--- DATA LISTING ---

↓↓↓

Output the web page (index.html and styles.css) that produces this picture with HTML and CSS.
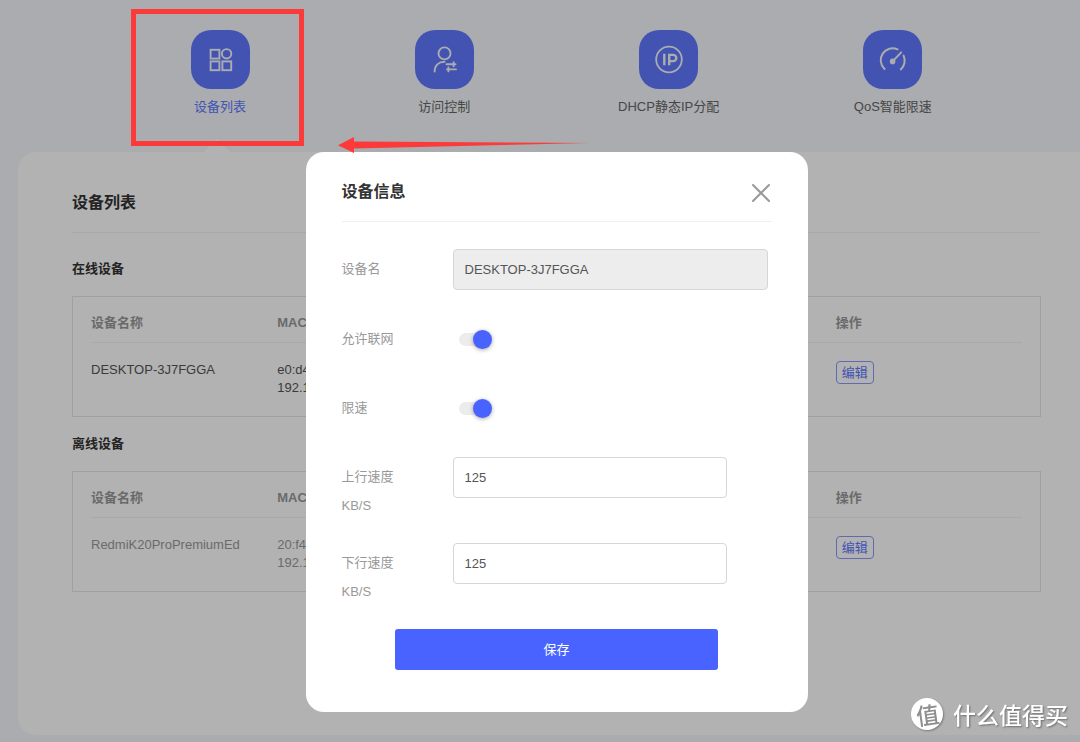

↑↑↑
↓↓↓

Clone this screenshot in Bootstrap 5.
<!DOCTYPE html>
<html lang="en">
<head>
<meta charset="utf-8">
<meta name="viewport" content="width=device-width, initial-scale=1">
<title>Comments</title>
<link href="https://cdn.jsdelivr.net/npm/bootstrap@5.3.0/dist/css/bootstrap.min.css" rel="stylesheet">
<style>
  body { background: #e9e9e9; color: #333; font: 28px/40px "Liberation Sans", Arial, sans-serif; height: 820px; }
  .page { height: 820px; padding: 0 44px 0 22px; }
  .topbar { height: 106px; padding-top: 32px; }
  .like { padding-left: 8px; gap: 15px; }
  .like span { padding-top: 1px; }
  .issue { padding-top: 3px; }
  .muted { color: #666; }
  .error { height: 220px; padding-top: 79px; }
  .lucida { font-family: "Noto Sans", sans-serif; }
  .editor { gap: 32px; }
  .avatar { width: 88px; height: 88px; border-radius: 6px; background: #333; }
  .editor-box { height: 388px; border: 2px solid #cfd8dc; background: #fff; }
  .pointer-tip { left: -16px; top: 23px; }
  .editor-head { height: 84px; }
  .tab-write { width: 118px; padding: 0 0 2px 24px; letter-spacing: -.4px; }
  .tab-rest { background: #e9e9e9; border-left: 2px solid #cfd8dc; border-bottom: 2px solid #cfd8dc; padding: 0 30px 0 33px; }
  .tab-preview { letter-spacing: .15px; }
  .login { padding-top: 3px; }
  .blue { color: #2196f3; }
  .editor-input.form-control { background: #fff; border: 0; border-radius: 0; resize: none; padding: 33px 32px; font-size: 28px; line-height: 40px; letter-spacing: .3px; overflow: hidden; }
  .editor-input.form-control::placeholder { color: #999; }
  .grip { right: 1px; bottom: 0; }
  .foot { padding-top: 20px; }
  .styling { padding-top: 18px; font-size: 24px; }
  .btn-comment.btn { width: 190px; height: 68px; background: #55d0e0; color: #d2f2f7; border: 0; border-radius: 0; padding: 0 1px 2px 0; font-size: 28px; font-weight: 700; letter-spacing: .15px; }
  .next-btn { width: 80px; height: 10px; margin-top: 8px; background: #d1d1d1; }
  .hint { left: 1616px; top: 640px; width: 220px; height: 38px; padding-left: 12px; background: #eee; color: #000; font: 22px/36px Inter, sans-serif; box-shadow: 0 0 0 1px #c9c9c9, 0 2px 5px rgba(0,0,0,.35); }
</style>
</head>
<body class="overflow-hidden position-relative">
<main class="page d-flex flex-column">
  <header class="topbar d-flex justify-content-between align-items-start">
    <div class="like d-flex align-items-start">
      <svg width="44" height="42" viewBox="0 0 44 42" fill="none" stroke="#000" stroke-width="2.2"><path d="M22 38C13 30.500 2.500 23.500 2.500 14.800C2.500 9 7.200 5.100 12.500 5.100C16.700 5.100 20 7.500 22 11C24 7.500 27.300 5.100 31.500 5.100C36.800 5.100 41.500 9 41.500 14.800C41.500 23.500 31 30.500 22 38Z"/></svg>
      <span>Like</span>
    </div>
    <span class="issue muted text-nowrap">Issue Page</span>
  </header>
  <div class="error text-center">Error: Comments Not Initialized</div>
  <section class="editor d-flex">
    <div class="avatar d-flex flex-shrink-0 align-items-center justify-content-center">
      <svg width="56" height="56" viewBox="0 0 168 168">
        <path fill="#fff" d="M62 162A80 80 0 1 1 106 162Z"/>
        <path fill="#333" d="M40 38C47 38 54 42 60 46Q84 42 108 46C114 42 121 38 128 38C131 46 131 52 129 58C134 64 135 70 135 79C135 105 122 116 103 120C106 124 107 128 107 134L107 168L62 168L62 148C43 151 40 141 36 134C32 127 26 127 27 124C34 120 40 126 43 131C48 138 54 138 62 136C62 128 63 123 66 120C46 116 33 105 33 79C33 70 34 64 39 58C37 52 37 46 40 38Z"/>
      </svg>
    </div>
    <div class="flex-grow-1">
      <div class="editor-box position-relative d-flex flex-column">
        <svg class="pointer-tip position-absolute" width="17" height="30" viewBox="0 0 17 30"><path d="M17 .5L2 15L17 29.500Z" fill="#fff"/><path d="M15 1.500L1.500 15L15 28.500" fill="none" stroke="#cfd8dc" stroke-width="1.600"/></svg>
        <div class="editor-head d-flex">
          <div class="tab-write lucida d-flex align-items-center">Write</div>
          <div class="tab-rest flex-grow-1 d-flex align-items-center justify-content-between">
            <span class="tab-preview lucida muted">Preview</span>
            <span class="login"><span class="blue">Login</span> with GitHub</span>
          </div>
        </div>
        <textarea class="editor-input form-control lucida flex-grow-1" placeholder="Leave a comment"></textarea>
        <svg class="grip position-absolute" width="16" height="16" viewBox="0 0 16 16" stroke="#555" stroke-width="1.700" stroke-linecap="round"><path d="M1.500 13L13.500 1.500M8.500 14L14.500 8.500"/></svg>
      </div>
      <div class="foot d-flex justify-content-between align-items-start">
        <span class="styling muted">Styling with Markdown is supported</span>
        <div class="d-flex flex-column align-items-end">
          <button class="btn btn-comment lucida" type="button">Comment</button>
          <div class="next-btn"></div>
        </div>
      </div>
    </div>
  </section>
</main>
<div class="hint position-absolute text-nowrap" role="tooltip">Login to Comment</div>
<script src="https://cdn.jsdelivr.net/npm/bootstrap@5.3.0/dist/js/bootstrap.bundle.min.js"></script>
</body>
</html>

↑↑↑
↓↓↓

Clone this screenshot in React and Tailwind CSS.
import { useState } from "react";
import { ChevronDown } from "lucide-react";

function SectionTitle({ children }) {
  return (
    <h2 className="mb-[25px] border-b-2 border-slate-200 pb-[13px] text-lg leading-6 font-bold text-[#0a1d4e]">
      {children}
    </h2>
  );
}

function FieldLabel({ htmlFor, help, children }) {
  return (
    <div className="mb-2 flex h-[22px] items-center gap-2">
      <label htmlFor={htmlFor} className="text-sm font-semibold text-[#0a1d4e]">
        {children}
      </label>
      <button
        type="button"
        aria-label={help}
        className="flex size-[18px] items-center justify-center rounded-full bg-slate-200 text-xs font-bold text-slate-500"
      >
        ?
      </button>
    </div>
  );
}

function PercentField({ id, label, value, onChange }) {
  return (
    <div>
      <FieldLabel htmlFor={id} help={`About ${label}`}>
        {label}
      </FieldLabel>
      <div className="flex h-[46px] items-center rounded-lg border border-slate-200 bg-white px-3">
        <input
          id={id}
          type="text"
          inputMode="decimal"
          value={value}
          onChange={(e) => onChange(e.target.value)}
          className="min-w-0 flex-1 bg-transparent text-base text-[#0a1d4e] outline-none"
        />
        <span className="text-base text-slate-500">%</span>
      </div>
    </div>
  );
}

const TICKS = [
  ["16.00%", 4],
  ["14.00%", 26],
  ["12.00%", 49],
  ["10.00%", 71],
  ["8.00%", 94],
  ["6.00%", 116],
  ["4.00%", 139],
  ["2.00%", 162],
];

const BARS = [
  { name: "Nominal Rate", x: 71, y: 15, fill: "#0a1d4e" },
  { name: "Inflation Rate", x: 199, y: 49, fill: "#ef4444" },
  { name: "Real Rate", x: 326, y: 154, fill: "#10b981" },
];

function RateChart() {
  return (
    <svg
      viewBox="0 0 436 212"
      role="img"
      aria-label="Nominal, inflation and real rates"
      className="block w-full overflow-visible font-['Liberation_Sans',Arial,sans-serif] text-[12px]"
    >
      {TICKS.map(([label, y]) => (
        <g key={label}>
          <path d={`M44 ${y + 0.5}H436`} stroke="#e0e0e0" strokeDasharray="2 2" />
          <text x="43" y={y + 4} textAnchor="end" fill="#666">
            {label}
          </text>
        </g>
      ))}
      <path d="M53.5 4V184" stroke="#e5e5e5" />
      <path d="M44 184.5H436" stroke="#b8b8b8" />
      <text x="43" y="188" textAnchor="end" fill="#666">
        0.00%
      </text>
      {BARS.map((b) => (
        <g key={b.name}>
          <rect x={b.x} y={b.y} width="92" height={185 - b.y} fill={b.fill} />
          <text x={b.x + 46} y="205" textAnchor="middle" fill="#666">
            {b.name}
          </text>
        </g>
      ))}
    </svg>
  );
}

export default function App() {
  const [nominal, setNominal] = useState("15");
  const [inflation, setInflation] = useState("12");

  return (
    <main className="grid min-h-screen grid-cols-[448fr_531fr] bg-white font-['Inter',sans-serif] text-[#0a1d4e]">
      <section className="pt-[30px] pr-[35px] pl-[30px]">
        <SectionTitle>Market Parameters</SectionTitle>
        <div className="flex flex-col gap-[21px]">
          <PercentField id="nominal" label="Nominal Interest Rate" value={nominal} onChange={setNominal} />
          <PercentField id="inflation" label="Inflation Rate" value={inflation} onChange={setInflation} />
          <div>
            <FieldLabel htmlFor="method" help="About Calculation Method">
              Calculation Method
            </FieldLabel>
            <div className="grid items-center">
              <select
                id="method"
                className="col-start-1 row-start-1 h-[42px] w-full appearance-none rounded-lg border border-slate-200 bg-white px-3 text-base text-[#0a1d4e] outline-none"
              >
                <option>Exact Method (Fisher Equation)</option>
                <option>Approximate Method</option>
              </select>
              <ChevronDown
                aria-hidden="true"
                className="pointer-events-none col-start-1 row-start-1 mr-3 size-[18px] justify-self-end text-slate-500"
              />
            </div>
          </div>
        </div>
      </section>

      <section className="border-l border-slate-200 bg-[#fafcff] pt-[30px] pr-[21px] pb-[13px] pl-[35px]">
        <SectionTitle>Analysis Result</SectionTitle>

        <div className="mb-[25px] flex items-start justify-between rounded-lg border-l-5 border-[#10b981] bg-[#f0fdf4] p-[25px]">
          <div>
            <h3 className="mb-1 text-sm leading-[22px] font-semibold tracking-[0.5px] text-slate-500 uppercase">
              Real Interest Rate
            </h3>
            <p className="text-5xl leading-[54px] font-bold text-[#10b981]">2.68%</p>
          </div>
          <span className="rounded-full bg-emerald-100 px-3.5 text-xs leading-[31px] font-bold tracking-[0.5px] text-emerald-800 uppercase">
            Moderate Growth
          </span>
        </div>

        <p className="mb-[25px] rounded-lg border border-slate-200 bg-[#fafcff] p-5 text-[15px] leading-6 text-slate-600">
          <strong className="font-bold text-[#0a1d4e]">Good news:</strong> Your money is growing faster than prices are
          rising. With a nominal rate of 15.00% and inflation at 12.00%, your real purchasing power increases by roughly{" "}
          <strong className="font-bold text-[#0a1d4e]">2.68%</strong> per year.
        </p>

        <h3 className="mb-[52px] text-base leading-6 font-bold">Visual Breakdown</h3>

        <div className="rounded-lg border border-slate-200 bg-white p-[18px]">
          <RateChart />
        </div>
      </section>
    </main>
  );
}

↑↑↑

--- SET EXERCISE ---
In the entries above, identify each line that includes the string "screenshot", then copy it.

--- SOLUTION TO THE PROBLEM ---
Clone this screenshot in Bootstrap 5.
Clone this screenshot in React and Tailwind CSS.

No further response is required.